*What you are asked to do*.
Without copying any pictures, restate exactly the lines from the start of the records through the line containing "#f7fbf2 0%, #dcf2c6".

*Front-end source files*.
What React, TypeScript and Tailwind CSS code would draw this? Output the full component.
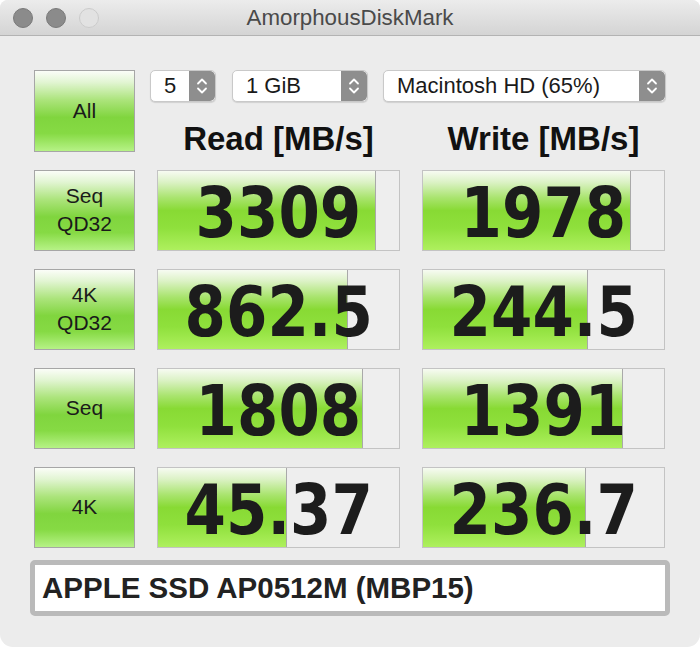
import React from "react";

const BTN_BG =
  "linear-gradient(to bottom, #fbfdf8 0%, #e2f5d3 14%, #ace47c 36%, #80d53e 58%, #86da44 78%, #b6f286 100%)";
const BAR_BG =
  "linear-gradient(to bottom, #f7fbf2 0%, #dcf2c6 14%, #a9e46e 34%, #88da34 50%, #8fe03c 72%, #aef05e 100%)";

function Stepper() {
  return (
    <div className="w-[26px] h-full bg-[#8e8e8e] rounded-r-[5px] flex items-center justify-center">
      <svg width="12" height="20" viewBox="0 0 12 20" fill="none">
        <path d="M2 7.5 L6 3.5 L10 7.5" stroke="white" strokeWidth="1.8" strokeLinecap="round" strokeLinejoin="round" />
        <path d="M2 12.5 L6 16.5 L10 12.5" stroke="white" strokeWidth="1.8" strokeLinecap="round" strokeLinejoin="round" />
      </svg>
    </div>
  );
}

function Select({ label, w }: { label: string; w: string }) {
  return (
    <div className={`${w} h-[32px] flex bg-white rounded-[5px] border border-[#c9c9c9] shadow-[0_1px_1px_rgba(0,0,0,0.12)] overflow-hidden`}>
      <div className="flex-1 flex items-center pl-[13px] text-[22px] text-[#1a1a1a] leading-none">{label}</div>
      <Stepper />
    </div>
  );
}

function TestButton({ lines, tall }: { lines: string[]; tall?: boolean }) {
  return (
    <div
      className={`w-[101px] ${tall ? "h-[82px]" : "h-[81.5px]"} border-[1.5px] border-[#a6a6a6] flex flex-col items-center justify-center text-[21px] leading-[28px] text-[#1a1a1a]`}
      style={{ background: BTN_BG }}
    >
      {lines.map((l) => (
        <div key={l}>{l}</div>
      ))}
    </div>
  );
}

function Cell({ value, pct }: { value: string; pct: number }) {
  return (
    <div className="relative w-[243px] h-[81.5px] border border-[#c3c3c3] bg-[#eeeeee] flex">
      <div className="h-full border-r border-[#a9a9a9]" style={{ width: `${pct}%`, background: BAR_BG }} />
      <div className="absolute inset-0 flex items-center justify-center">
        <span
          className="inline-block scale-x-[0.85] translate-y-[3px] text-[70px] leading-none font-bold text-[#1c1c1c]"
          style={{ fontFamily: '"DejaVu Sans", sans-serif' }}
        >
          {value}
        </span>
      </div>
    </div>
  );
}

const rows = [
  { lines: ["Seq", "QD32"], r: "3309", rp: 90.5, w: "1978", wp: 86.2 },
  { lines: ["4K", "QD32"], r: "862.5", rp: 78.8, w: "244.5", wp: 68.3 },
  { lines: ["Seq"], r: "1808", rp: 85.0, w: "1391", wp: 83.0 },
  { lines: ["4K"], r: "45.37", rp: 53.5, w: "236.7", wp: 67.6 },
];

export default function App() {
  return (
    <div className="w-[700px] h-[647px] bg-white" style={{ fontFamily: '"Liberation Sans", Arial, sans-serif' }}>
      <div className="w-full h-full rounded-t-[8px] rounded-b-[13px] bg-[#ececec] overflow-hidden flex flex-col">
        {/* title bar */}
        <div className="relative h-[36px] shrink-0 border-b border-[#b3b3b3] bg-[linear-gradient(to_bottom,#ececec,#d4d4d4)] flex items-center">
          <div className="flex items-center gap-[13px] pl-[13px]">
            <div className="w-[20px] h-[20px] rounded-full bg-[#8b8b8b] border border-[#7a7a7a]" />
            <div className="w-[20px] h-[20px] rounded-full bg-[#8b8b8b] border border-[#7a7a7a]" />
            <div className="w-[20px] h-[20px] rounded-full bg-[#e2e2e2] border border-[#cbcbcb]" />
          </div>
          <div className="absolute inset-0 flex items-center justify-center text-[22.3px] text-[#4a4a4a] leading-none pt-[1px]">
            AmorphousDiskMark
          </div>
        </div>

        {/* body */}
        <div className="flex flex-col pl-[34px] pt-[34px]">
          <div className="flex">
            <TestButton lines={["All"]} tall />
            <div className="ml-[15px] flex flex-col">
              <div className="flex items-center">
                <Select label="5" w="w-[66px]" />
                <div className="w-[16px]" />
                <Select label="1 GiB" w="w-[136px]" />
                <div className="w-[15px]" />
                <Select label="Macintosh HD (65%)" w="w-[283px]" />
              </div>
              <div className="flex ml-[7px] gap-[22px] h-[50px] items-center pt-[23px]">
                <div className="w-[243px] text-center text-[33px] font-bold text-[#111] leading-none">Read [MB/s]</div>
                <div className="w-[243px] text-center text-[33px] font-bold text-[#111] leading-none">Write [MB/s]</div>
              </div>
            </div>
          </div>

          <div className="flex flex-col gap-[17.5px] mt-[17.5px]">
            {rows.map((row) => (
              <div key={row.r} className="flex gap-[22px]">
                <TestButton lines={row.lines} />
                <Cell value={row.r} pct={row.rp} />
                <Cell value={row.w} pct={row.wp} />
              </div>
            ))}
          </div>

          <div className="-ml-[4px] mt-[12px] w-[640px] h-[56px] rounded-[5px] border-[5px] border-[#bababa] bg-white flex items-center pl-[7px]">
            <span className="text-[29.5px] font-bold text-[#222] leading-none">APPLE SSD AP0512M (MBP15)</span>
          </div>
        </div>
      </div>
    </div>
  );
}
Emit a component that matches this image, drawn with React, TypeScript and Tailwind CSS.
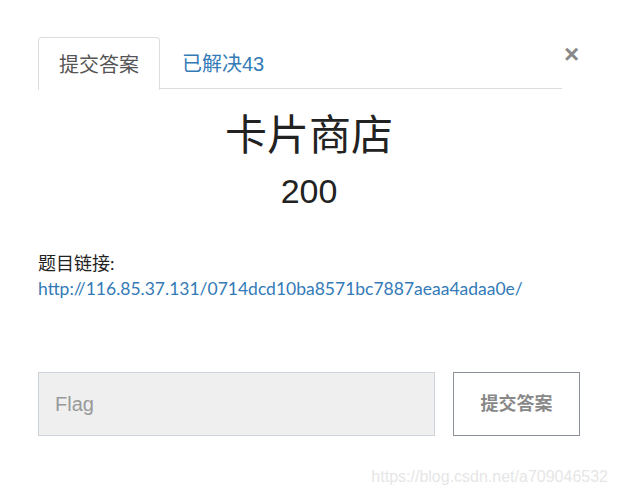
import React from "react";

const cjk = "font-['Liberation_Sans','Noto_Sans_CJK_SC',sans-serif]";
const lato = "font-['Lato','Noto_Sans_CJK_SC',sans-serif]";

export default function App() {
  return (
    <div className={`w-[618px] h-[495px] bg-white relative overflow-hidden ${cjk}`}>
      <div className="pl-[38px] pr-[38px] pt-[37px]">
        <div className="flex items-start">
          <div className="flex w-[525px] border-b border-[#dddddd] h-[52px]">
            <div className="w-[122px] h-[53px] border border-b-0 border-[#dddddd] rounded-t-[4px] bg-white flex items-center justify-center text-[20px] text-[#555555] pt-[2px]">
              提交答案
            </div>
            <div className="pl-[22px] flex items-center text-[20px] text-[#337ab7] pt-[2px]">
              已解决43
            </div>
          </div>
          <div className="ml-[2px] mt-[5px] w-[16px] text-[26px] leading-[24px] font-bold text-[#888888]">×</div>
        </div>
        <div className="flex flex-col items-center">
          <div className="mt-[22px] text-[42px] leading-[50px] text-[#222222]">卡片商店</div>
          <div className="mt-[10px] text-[34px] leading-[40px] text-[#222222]">200</div>
        </div>
        <div className={`mt-[40px] ${lato} text-[18px] leading-[25px] text-[#222222]`}>题目链接:</div>
        <div className={`${lato} text-[17.5px] leading-[25px] text-[#337ab7]`}>
          http://116.85.37.131/0714dcd10ba8571bc7887aeaa4adaa0e/
        </div>
        <div className="mt-[71px] flex gap-[18px]">
          <div className="w-[397px] h-[64px] bg-[#efefef] border border-[#cdd3da] flex items-center pl-[16px] text-[20px] text-[#999999]">
            Flag
          </div>
          <div className="w-[127px] h-[64px] border border-[#8a9098] flex items-center justify-center text-[18px] font-bold text-[#888888]">
            提交答案
          </div>
        </div>
      </div>
      <div className="absolute right-[10px] top-[465px] text-[16px] text-[#e6e6e6] font-['Liberation_Sans',sans-serif]">
        https://blog.csdn.net/a709046532
      </div>
    </div>
  );
}
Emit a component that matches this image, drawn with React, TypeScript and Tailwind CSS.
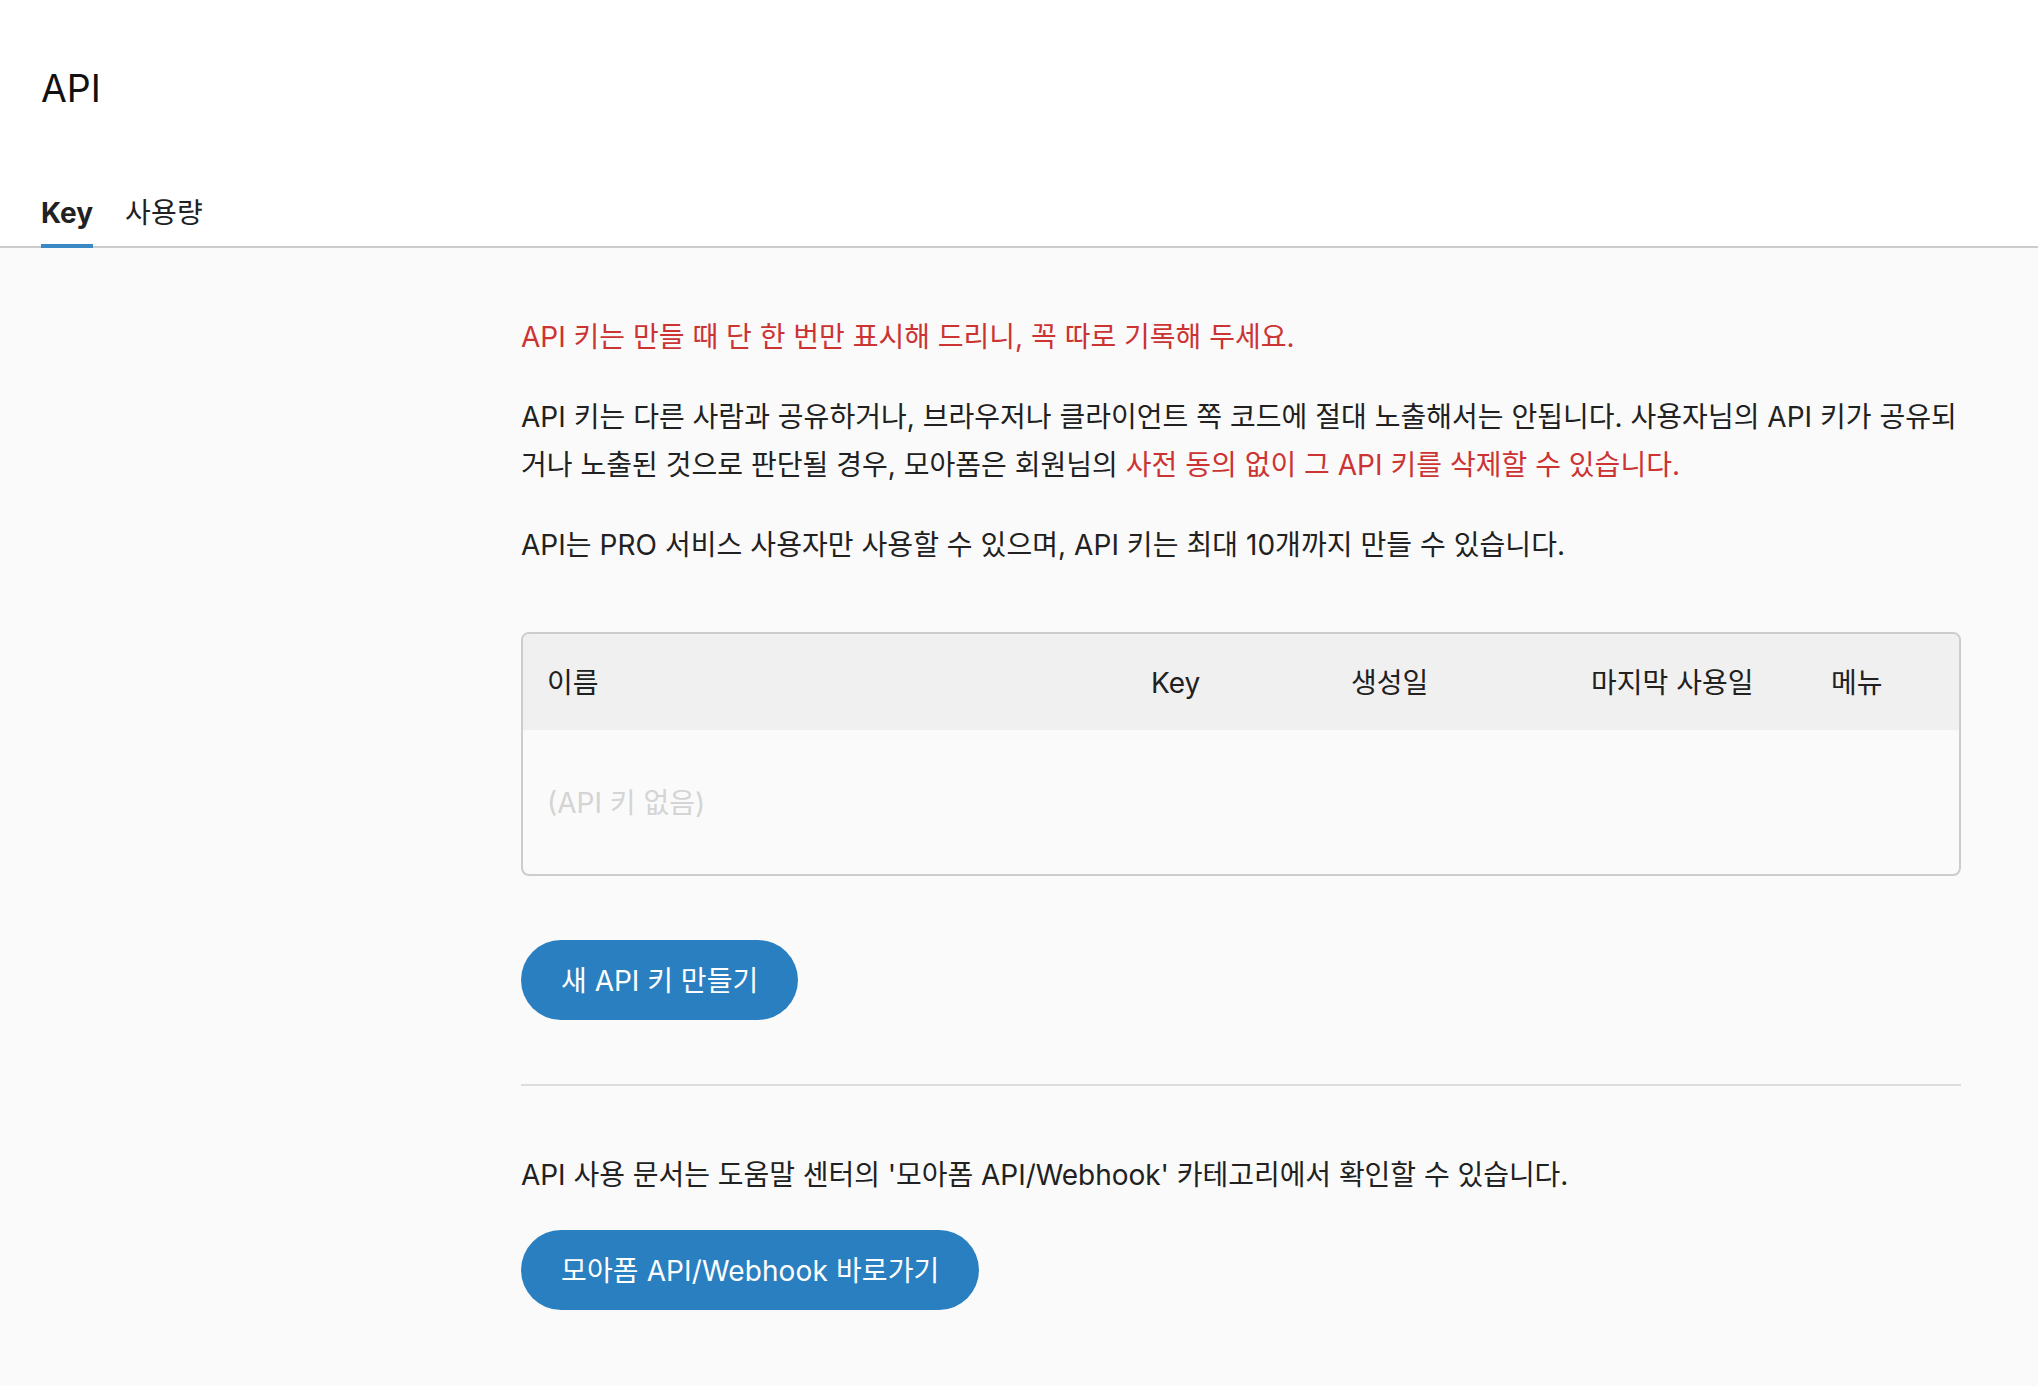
export default function App() {
  return (
    <div className="min-h-[1386px] bg-[#fafafa] font-['Inter','Noto_Sans_CJK_KR',sans-serif] text-[28px] leading-[48px] text-[#212121]">
      <header className="bg-white border-b-2 border-[#cccccc] h-[248px] px-[41px] flex flex-col">
        <h1 className="text-[37.5px] leading-[56px] mt-[61px] -mb-[1px] text-[#111111]">API</h1>
        <nav className="flex gap-[32px] mt-[64px] text-[28px] leading-[48px]">
          <span className="h-[68px] pt-[9px] border-b-4 border-[#3a89c5] font-bold">Key</span>
          <span className="pt-[9px] tracking-[0.2px]">사용량</span>
        </nav>
      </header>
      <main className="ml-[521px] w-[1440px] pt-[64px]">
        <p className="text-[#cc3333] pt-px -mb-px">API 키는 만들 때 단 한 번만 표시해 드리니, 꼭 따로 기록해 두세요.</p>
        <p className="mt-[32px] pt-px -mb-px tracking-[0.02px]">API 키는 다른 사람과 공유하거나, 브라우저나 클라이언트 쪽 코드에 절대 노출해서는 안됩니다. 사용자님의 API 키가 공유되거나 노출된 것으로 판단될 경우, 모아폼은 회원님의 <span className="text-[#cc3333]">사전 동의 없이 그 API 키를 삭제할 수 있습니다.</span></p>
        <p className="mt-[32px] pt-px -mb-px tracking-[0.05px]">API는 PRO 서비스 사용자만 사용할 수 있으며, API 키는 최대 10개까지 만들 수 있습니다.</p>
        <div className="mt-[64px] border-2 border-[#cccccc] rounded-[8px] overflow-hidden h-[244px]">
          <div className="grid grid-cols-[604px_200px_240px_240px_1fr] items-center h-[96px] bg-[#f0f0f0] pl-[24px] pt-[2px]">
            <span>이름</span>
            <span>Key</span>
            <span>생성일</span>
            <span>마지막 사용일</span>
            <span>메뉴</span>
          </div>
          <div className="h-[144px] flex items-center pl-[24px] pt-[2px] text-[#d4d4d4]">(API 키 없음)</div>
        </div>
        <button className="mt-[64px] block h-[80px] px-[40px] pt-[2px] rounded-full bg-[#2a7fc1] text-white">새 API 키 만들기</button>
        <hr className="mt-[64px] border-t-2 border-[#dddddd]" />
        <p className="mt-[64px] pt-px -mb-px tracking-[-0.04px]">API 사용 문서는 도움말 센터의 '모아폼 API/Webhook' 카테고리에서 확인할 수 있습니다.</p>
        <button className="mt-[32px] block h-[80px] px-[40px] pt-[2px] rounded-full bg-[#2a7fc1] text-white tracking-[0.12px]">모아폼 API/Webhook 바로가기</button>
      </main>
    </div>
  );
}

*Problem solution*.
What React, TypeScript and Tailwind CSS code would draw this? Output the full component.
import React from "react";

const BTN_BG =
  "linear-gradient(to bottom, #fbfdf8 0%, #e2f5d3 14%, #ace47c 36%, #80d53e 58%, #86da44 78%, #b6f286 100%)";
const BAR_BG =
  "linear-gradient(to bottom, #f7fbf2 0%, #dcf2c6 14%, #a9e46e 34%, #88da34 50%, #8fe03c 72%, #aef05e 100%)";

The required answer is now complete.